# Hawking--Unruh Radiation from the relics of the cosmic quark hadron   phase transition

**Authors:** Bikash Sinha

arXiv: 1904.04345 · 2020-05-13

## TL;DR

This paper proposes that relic quark nuggets formed during the early universe's quark-hadron transition could emit Hawking-Unruh radiation, survive as dark matter candidates, and exhibit properties analogous to black hole thermodynamics.

## Contribution

It introduces a novel theoretical framework linking QCD phase transition relics to Hawking radiation, suggesting quark nuggets as dark matter candidates.

## Key findings

- Derived baryon number and mass of quark nuggets consistent with phenomenological models
- Hawking temperature variation mimics chiral phase transition
- Strange quark nuggets could be baryonic dark matter

## Abstract

It is entirely plausible that during the primordial quark-hadron transition, microseconds after the Big Bang, the universe may experience supercooling accompanied by mini inflation leading to a first-order phase transition from quarks to hadrons.
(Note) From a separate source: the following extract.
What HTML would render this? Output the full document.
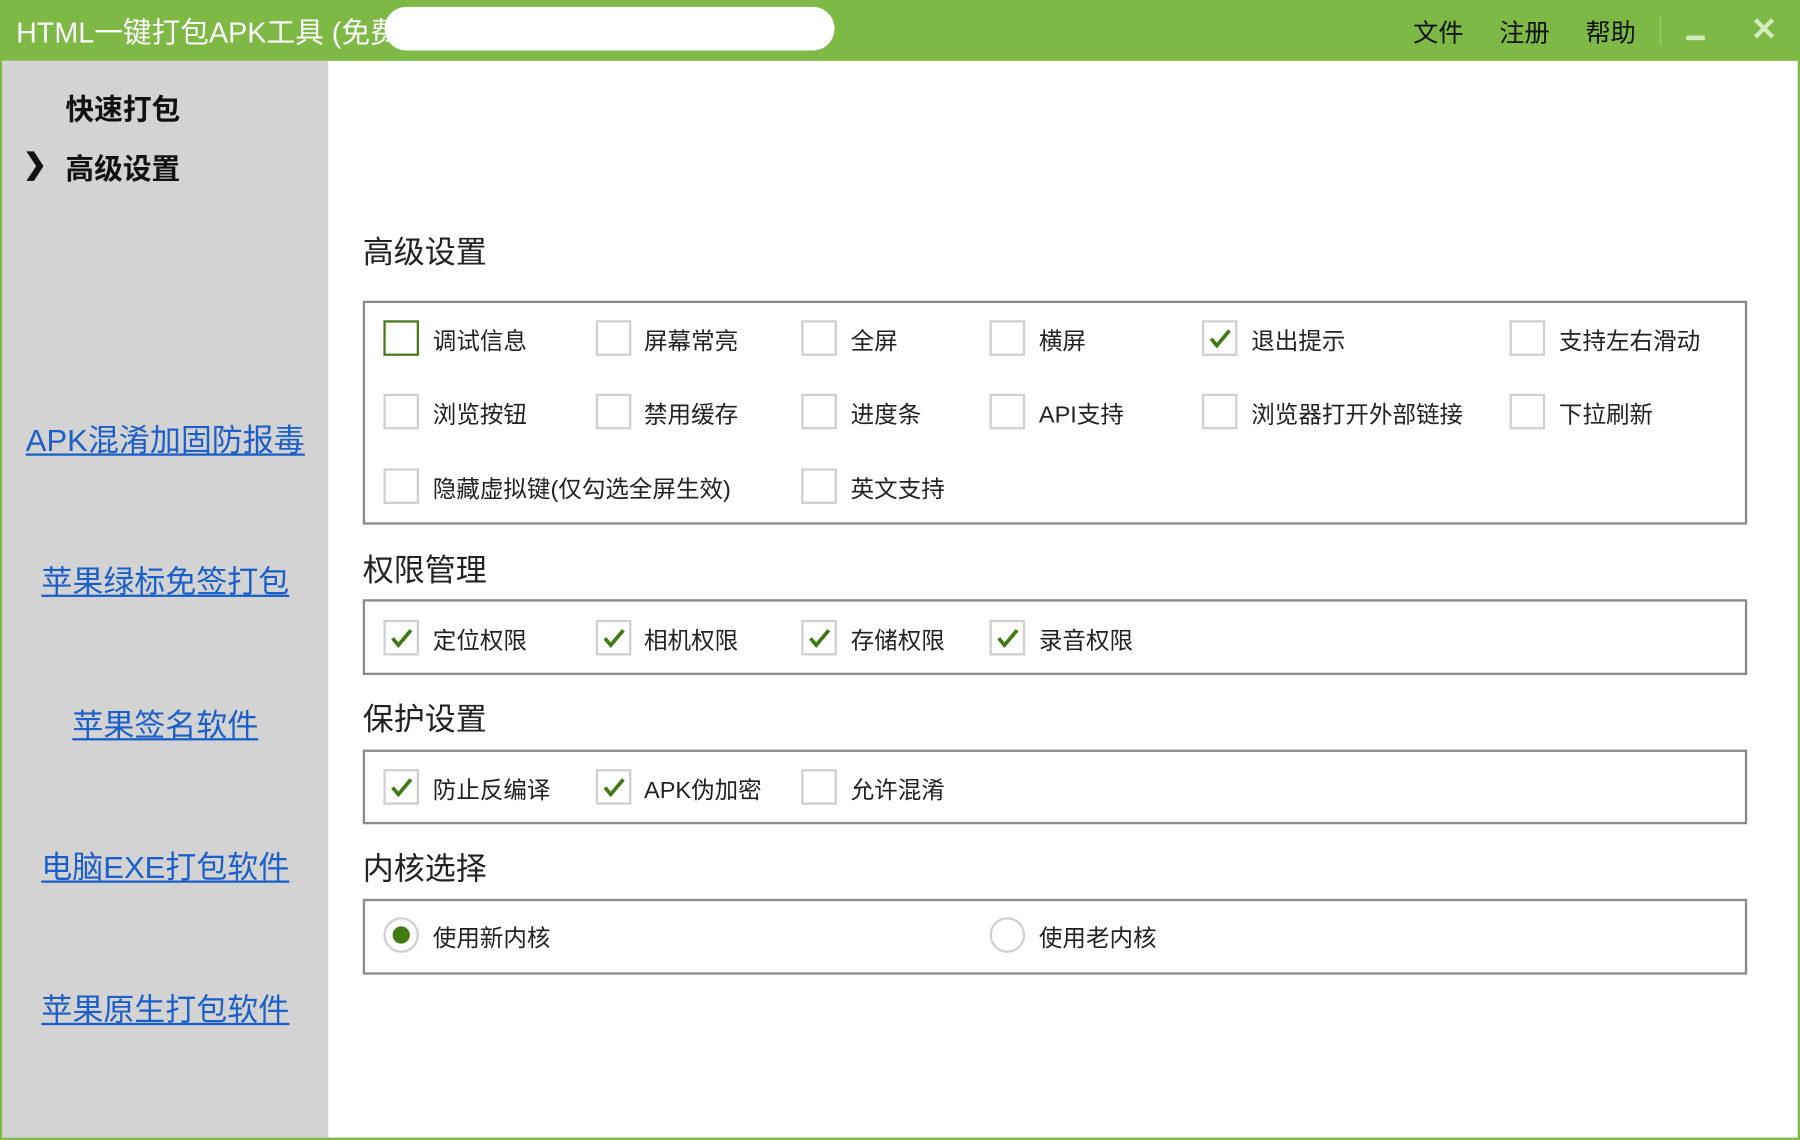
<!DOCTYPE html>
<html><head><meta charset="utf-8"><style>
*{margin:0;padding:0;box-sizing:border-box}
html,body{width:1800px;height:1140px;overflow:hidden;background:#fff}
#w{position:absolute;left:0;top:0;width:1568px;height:993px;transform:scale(1.14796);transform-origin:0 0;font-family:"Liberation Sans","Noto Sans CJK SC",sans-serif;background:#fff}
.a{position:absolute;white-space:nowrap}
#tb{position:absolute;left:0;top:0;width:1568px;height:53px;background:#7db944}
#sb{position:absolute;left:2px;top:53px;width:284px;height:938px;background:#d3d3d3}
.t{color:#fff;font-size:25px;left:14px;top:9px}
.m{color:#111;font-size:22px;top:11px}
.nav{font-size:25px;font-weight:bold;color:#111}
.lk{color:#1b5fc8;font-size:27px;text-decoration:underline;left:2px;width:284px;text-align:center}
.h{font-size:27px;color:#222;left:316px}
.box{position:absolute;left:316px;width:1206px;border:2px solid #8a8a8a}
.cb{position:absolute;width:31px;height:31px;border:2px solid #d0d0d0;background:#fff}
.cb.g{border-color:#4a7a1e}
.cb svg{position:absolute;left:3px;top:3px}
.l{font-size:20.5px;color:#222}
.rd{position:absolute;width:31px;height:31px;border:2px solid #d0d0d0;border-radius:50%}
.rd i{position:absolute;left:6px;top:6px;width:15px;height:15px;border-radius:50%;background:#3f7a12}
</style></head><body><div id="w">
<div id="tb"></div>
<div class="a" style="left:0;top:0;width:2px;height:993px;background:#7db944"></div>
<div class="a" style="left:1566px;top:0;width:2px;height:993px;background:#7db944"></div>
<div class="a" style="left:0;top:991px;width:1568px;height:2px;background:#7db944"></div>
<div class="a t">HTML一键打包APK工具 (免费版 联系方式 QQ:123456)</div>
<div class="a" style="left:335px;top:6px;width:392px;height:38px;background:#fff;border-radius:19px"></div>
<div class="a m" style="left:1231px">文件</div>
<div class="a m" style="left:1306px">注册</div>
<div class="a m" style="left:1381px">帮助</div>
<div class="a" style="left:1446px;top:14px;width:1px;height:26px;background:#9fd070"></div>
<div class="a" style="left:1469px;top:31px;width:16px;height:4px;background:#d5eec0"></div>
<div class="a" style="left:1525px;top:9px;font-size:28px;font-weight:bold;color:#d5eec0">✕</div>
<div id="sb"></div>
<div class="a nav" style="left:57px;top:76px">快速打包</div>
<div class="a nav" style="left:20px;top:128px">❯</div>
<div class="a nav" style="left:57px;top:128px">高级设置</div>
<div class="a lk" style="top:362px">APK混淆加固防报毒</div>
<div class="a lk" style="top:485px">苹果绿标免签打包</div>
<div class="a lk" style="top:610px">苹果签名软件</div>
<div class="a lk" style="top:734px">电脑EXE打包软件</div>
<div class="a lk" style="top:858px">苹果原生打包软件</div>

<div class="a h" style="top:198px">高级设置</div>
<div class="box" style="top:262px;height:195px"></div>
<div class="a h" style="top:475px">权限管理</div>
<div class="box" style="top:522px;height:66px"></div>
<div class="a h" style="top:605px">保护设置</div>
<div class="box" style="top:653px;height:65px"></div>
<div class="a h" style="top:735px">内核选择</div>
<div class="box" style="top:783px;height:66px"></div>

<div class="cb g" style="left:334px;top:279px"></div><div class="a l" style="left:377px;top:280px">调试信息</div>
<div class="cb" style="left:519px;top:279px"></div><div class="a l" style="left:561px;top:280px">屏幕常亮</div>
<div class="cb" style="left:698px;top:279px"></div><div class="a l" style="left:741px;top:280px">全屏</div>
<div class="cb" style="left:862px;top:279px"></div><div class="a l" style="left:905px;top:280px">横屏</div>
<div class="cb" style="left:1047px;top:279px"><svg width="22" height="22" viewBox="0 0 22 22"><path d="M3 11l5 6L19 4" stroke="#3f7a12" stroke-width="3.2" fill="none"/></svg></div><div class="a l" style="left:1090px;top:280px">退出提示</div>
<div class="cb" style="left:1315px;top:279px"></div><div class="a l" style="left:1358px;top:280px">支持左右滑动</div>
<div class="cb" style="left:334px;top:343px"></div><div class="a l" style="left:377px;top:344px">浏览按钮</div>
<div class="cb" style="left:519px;top:343px"></div><div class="a l" style="left:561px;top:344px">禁用缓存</div>
<div class="cb" style="left:698px;top:343px"></div><div class="a l" style="left:741px;top:344px">进度条</div>
<div class="cb" style="left:862px;top:343px"></div><div class="a l" style="left:905px;top:344px">API支持</div>
<div class="cb" style="left:1047px;top:343px"></div><div class="a l" style="left:1090px;top:344px">浏览器打开外部链接</div>
<div class="cb" style="left:1315px;top:343px"></div><div class="a l" style="left:1358px;top:344px">下拉刷新</div>
<div class="cb" style="left:334px;top:408px"></div><div class="a l" style="left:377px;top:409px">隐藏虚拟键(仅勾选全屏生效)</div>
<div class="cb" style="left:698px;top:408px"></div><div class="a l" style="left:741px;top:409px">英文支持</div>
<div class="cb" style="left:334px;top:540px"><svg width="22" height="22" viewBox="0 0 22 22"><path d="M3 11l5 6L19 4" stroke="#3f7a12" stroke-width="3.2" fill="none"/></svg></div><div class="a l" style="left:377px;top:541px">定位权限</div>
<div class="cb" style="left:519px;top:540px"><svg width="22" height="22" viewBox="0 0 22 22"><path d="M3 11l5 6L19 4" stroke="#3f7a12" stroke-width="3.2" fill="none"/></svg></div><div class="a l" style="left:561px;top:541px">相机权限</div>
<div class="cb" style="left:698px;top:540px"><svg width="22" height="22" viewBox="0 0 22 22"><path d="M3 11l5 6L19 4" stroke="#3f7a12" stroke-width="3.2" fill="none"/></svg></div><div class="a l" style="left:741px;top:541px">存储权限</div>
<div class="cb" style="left:862px;top:540px"><svg width="22" height="22" viewBox="0 0 22 22"><path d="M3 11l5 6L19 4" stroke="#3f7a12" stroke-width="3.2" fill="none"/></svg></div><div class="a l" style="left:905px;top:541px">录音权限</div>
<div class="cb" style="left:334px;top:670px"><svg width="22" height="22" viewBox="0 0 22 22"><path d="M3 11l5 6L19 4" stroke="#3f7a12" stroke-width="3.2" fill="none"/></svg></div><div class="a l" style="left:377px;top:671px">防止反编译</div>
<div class="cb" style="left:519px;top:670px"><svg width="22" height="22" viewBox="0 0 22 22"><path d="M3 11l5 6L19 4" stroke="#3f7a12" stroke-width="3.2" fill="none"/></svg></div><div class="a l" style="left:561px;top:671px">APK伪加密</div>
<div class="cb" style="left:698px;top:670px"></div><div class="a l" style="left:741px;top:671px">允许混淆</div>
<div class="rd" style="left:334px;top:799px"><i></i></div><div class="a l" style="left:377px;top:800px">使用新内核</div>
<div class="rd" style="left:862px;top:799px"></div><div class="a l" style="left:905px;top:800px">使用老内核</div>
</div></body></html>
The relics, in the form of quark nuggets expected to consist of Strange Quark Matter, with a baryon number beyond a critical value will survive. It is conjectured that color confinement turns the physical vacuum to an event horizon for quarks and gluons. The horizon can be crossed only by quantum tunnelling. The process just mentioned is the QCD counterpart of Hawking radiation from gravitational black holes. Thus, when the Hawking temperature of the quark nuggets gets turned off, tunnelling will stop and the nuggets will survive forever. The baryon number and the mass of these nuggets are derived using this theoretical format. The results agree well with the prediction using other phenomenological models. Further, the variation of Hawking temperature as a function of baryon number and mass of the nugget mimicks chiral phase transition, somewhat similar to the QCD phase transition just described. Finally the strange quark nuggets may well be the candidates of baryonic dark matter.